Minor design update:


----------



## Vinniec5 (May 21, 2009)

*Re: Design concept - Aluminum headlamp*

Will it be possible to attach the light to the battery pack and use it as a lantern too? Would def be interested either way


----------



## rmteo (May 21, 2009)

*Re: Design concept - Aluminum headlamp*

That is an excellent idea - having the ability to use the headlamp as a lantern. I have incorporated a threaded (1/4-20) hole in the bottom of the bracket that will allow it to be mounted on a standard tripod. An optional base can also be offered for lantern use.


----------



## wapkil (May 22, 2009)

*Re: Design concept - Aluminum headlamp*



rmteo said:


> Key elements:
> e. Diameter of the head is 25mm. (0.98in) and length to the rear of the bracket is 63mm. (2.48in).
> 
> Any comments/suggestions appreciated.



Nice project :thumbsup:

Sorry for the question but wouldn't there be the problem with the lamp bouncing? It seems to be long, thin and with weight not exclusively in the rear part...


----------



## Yucca Patrol (May 22, 2009)

*Re: Design concept - Aluminum headlamp*

If it were mounted directly to a helmet the length would not be a problem.


----------



## wapkil (May 22, 2009)

*Re: Design concept - Aluminum headlamp*



Yucca Patrol said:


> If it were mounted directly to a helmet the length would not be a problem.

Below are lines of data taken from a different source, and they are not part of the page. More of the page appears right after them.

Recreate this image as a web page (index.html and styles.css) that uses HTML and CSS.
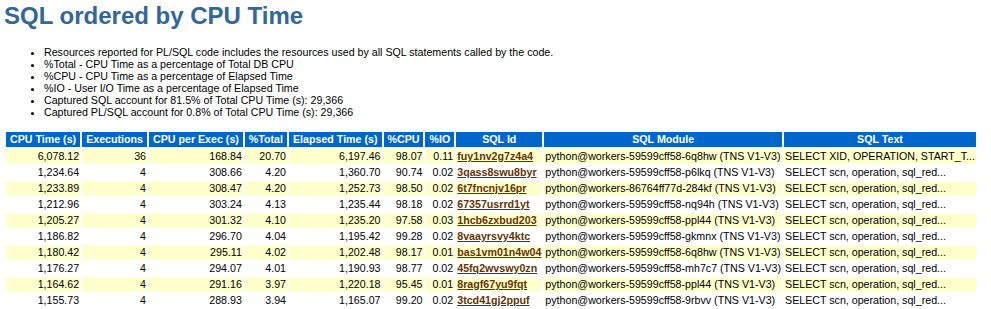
FILE: index.html
```html
<!DOCTYPE html>
<html lang="en">
<head>
  <meta charset="UTF-8" />
  <title>SQL ordered by CPU Time</title>
  <link rel="stylesheet" href="styles.css">
</head>
<body class="awr">
  <h2 class="awr">SQL ordered by CPU Time</h2>
  <ul class="awr">
    <li class="awr">Resources reported for PL/SQL code includes the resources used by all SQL statements called by the code.</li>
    <li class="awr">%Total - CPU Time as a percentage of Total DB CPU</li>
    <li class="awr">%CPU - CPU Time as a percentage of Elapsed Time</li>
    <li class="awr">%IO - User I/O Time as a percentage of Elapsed Time</li>
    <li class="awr">Captured SQL account for 81.5% of Total CPU Time (s): 29,366</li>
    <li class="awr">Captured PL/SQL account for 0.8% of Total CPU Time (s): 29,366</li>
  </ul>
  <table class="tdiff">
    <tr>
      <th class="awrbg">CPU Time (s)</th>
      <th class="awrbg">Executions</th>
      <th class="awrbg">CPU per Exec (s)</th>
      <th class="awrbg">%Total</th>
      <th class="awrbg">Elapsed Time (s)</th>
      <th class="awrbg">%CPU</th>
      <th class="awrbg">%IO</th>
      <th class="awrbg">SQL Id</th>
      <th class="awrbg">SQL Module</th>
      <th class="awrbg">SQL Text</th>
    </tr>
    <tr class="awrc">
      <td class="num">6,078.12</td><td class="num">36</td><td class="num">168.84</td><td class="num">20.70</td><td class="num">6,197.46</td><td class="num">98.07</td><td class="num">0.11</td>
      <td><a class="awr" href="#fuy1nv2g7z4a4">fuy1nv2g7z4a4</a></td>
      <td>python@workers-59599cff58-6q8hw (TNS V1-V3)</td><td>SELECT XID, OPERATION, START_T...</td>
    </tr>
    <tr class="awrnc">
      <td class="num">1,234.64</td><td class="num">4</td><td class="num">308.66</td><td class="num">4.20</td><td class="num">1,360.70</td><td class="num">90.74</td><td class="num">0.02</td>
      <td><a class="awr" href="#3qass8swu8byr">3qass8swu8byr</a></td>
      <td>python@workers-59599cff58-p6lkq (TNS V1-V3)</td><td>SELECT scn, operation, sql_red...</td>
    </tr>
    <tr class="awrc">
      <td class="num">1,233.89</td><td class="num">4</td><td class="num">308.47</td><td class="num">4.20</td><td class="num">1,252.73</td><td class="num">98.50</td><td class="num">0.02</td>
      <td><a class="awr" href="#6t7fncnjv16pr">6t7fncnjv16pr</a></td>
      <td>python@workers-86764ff77d-284kf (TNS V1-V3)</td><td>SELECT scn, operation, sql_red...</td>
    </tr>
    <tr class="awrnc">
      <td class="num">1,212.96</td><td class="num">4</td><td class="num">303.24</td><td class="num">4.13</td><td class="num">1,235.44</td><td class="num">98.18</td><td class="num">0.02</td>
      <td><a class="awr" href="#67357usrrd1yt">67357usrrd1yt</a></td>
      <td>python@workers-59599cff58-nq94h (TNS V1-V3)</td><td>SELECT scn, operation, sql_red...</td>
    </tr>
    <tr class="awrc">
      <td class="num">1,205.27</td><td class="num">4</td><td class="num">301.32</td><td class="num">4.10</td><td class="num">1,235.20</td><td class="num">97.58</td><td class="num">0.03</td>
      <td><a class="awr" href="#1hcb6zxbud203">1hcb6zxbud203</a></td>
      <td>python@workers-59599cff58-ppl44 (TNS V1-V3)</td><td>SELECT scn, operation, sql_red...</td>
    </tr>
    <tr class="awrnc">
      <td class="num">1,186.82</td><td class="num">4</td><td class="num">296.70</td><td class="num">4.04</td><td class="num">1,195.42</td><td class="num">99.28</td><td class="num">0.02</td>
      <td><a class="awr" href="#8vaayrsvy4ktc">8vaayrsvy4ktc</a></td>
      <td>python@workers-59599cff58-gkmnx (TNS V1-V3)</td><td>SELECT scn, operation, sql_red...</td>
    </tr>
    <tr class="awrc">
      <td class="num">1,180.42</td><td class="num">4</td><td class="num">295.11</td><td class="num">4.02</td><td class="num">1,202.48</td><td class="num">98.17</td><td class="num">0.01</td>
      <td><a class="awr" href="#bas1vm01n4w04">bas1vm01n4w04</a></td>
      <td>python@workers-59599cff58-6q8hw (TNS V1-V3)</td><td>SELECT scn, operation, sql_red...</td>
    </tr>
    <tr class="awrnc">
      <td class="num">1,176.27</td><td class="num">4</td><td class="num">294.07</td><td class="num">4.01</td><td class="num">1,190.93</td><td class="num">98.77</td><td class="num">0.02</td>
      <td><a class="awr" href="#45fq2wvswy0zn">45fq2wvswy0zn</a></td>
      <td>python@workers-59599cff58-mh7c7 (TNS V1-V3)</td><td>SELECT scn, operation, sql_red...</td>
    </tr>
    <tr class="awrc">
      <td class="num">1,164.62</td><td class="num">4</td><td class="num">291.16</td><td class="num">3.97</td><td class="num">1,220.18</td><td class="num">95.45</td><td class="num">0.01</td>
      <td><a class="awr" href="#8ragf67yu9fqt">8ragf67yu9fqt</a></td>
      <td>python@workers-59599cff58-ppl44 (TNS V1-V3)</td><td>SELECT scn, operation, sql_red...</td>
    </tr>
    <tr class="awrnc">
      <td class="num">1,155.73</td><td class="num">4</td><td class="num">288.93</td><td class="num">3.94</td><td class="num">1,165.07</td><td class="num">99.20</td><td class="num">0.02</td>
      <td><a class="awr" href="#3tcd41gj2ppuf">3tcd41gj2ppuf</a></td>
      <td>python@workers-59599cff58-9rbvv (TNS V1-V3)</td><td>SELECT scn, operation, sql_red...</td>
    </tr>
  </table>
</body>
</html>
```

FILE: styles.css
```css
body.awr {
  font: bold 10pt "Liberation Sans", Arial, Helvetica, sans-serif;
  color: black;
  background: white;
  margin: 2px 4px 0 4px;
}

h2.awr {
  font: bold 18pt "Liberation Sans", Arial, Helvetica, sans-serif;
  color: #336699;
  background-color: white;
  margin: 0;
}

ul.awr {
  margin: 16px 0 12px 0;
  padding-left: 40px;
}

li.awr {
  font: 8pt "Liberation Sans", Arial, Helvetica, sans-serif;
  color: black;
  background: white;
}

table.tdiff {
  border-spacing: 2px;
  border-collapse: separate;
}

th.awrbg {
  font: bold 8pt "Liberation Sans", Arial, Helvetica, sans-serif;
  color: white;
  background: #0066cc;
  padding: 1px 4px 2px 4px;
  white-space: nowrap;
}

tr.awrc td,
tr.awrnc td {
  font: 8pt "Liberation Sans", Arial, Helvetica, sans-serif;
  color: black;
  vertical-align: top;
  padding: 1px;
  white-space: nowrap;
}

tr.awrc td {
  background: #ffffcc;
}

tr.awrnc td {
  background: white;
}

td.num {
  text-align: right;
}

a.awr {
  font: bold 8pt "Liberation Sans", Arial, Helvetica, sans-serif;
  color: #663300;
}
```
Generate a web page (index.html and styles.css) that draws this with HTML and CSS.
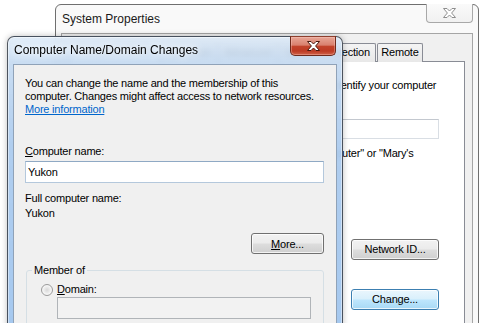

Yup, but I thought it's designed to be used as a regular headlamp. rmteo even mentioned the headband in the first post.


----------



## gunga (May 22, 2009)

*Re: Design concept - Aluminum headlamp*

Any way to make it shorter? It may feel odd having such a long light on the head. Nice concept...


----------



## rmteo (May 22, 2009)

*Re: Design concept - Aluminum headlamp*

Thanks for your comments, guys. I have made a revision to the design to make it slightly shorter. Also, this change makes it easier to manufacture, and therefore less costly to produce.






The U-shaped bracket has a threaded 1/2-20 hole that will allow the light to be attached in the following manner:

a. used with camera tripods.
b. direct attachment to a helmet - needs just a 0.25in. hole and a SHCS for secure attachment.
c. and adapter plate for securing to a headband.
d. to a base plate (as in my previous post) for use a lantern.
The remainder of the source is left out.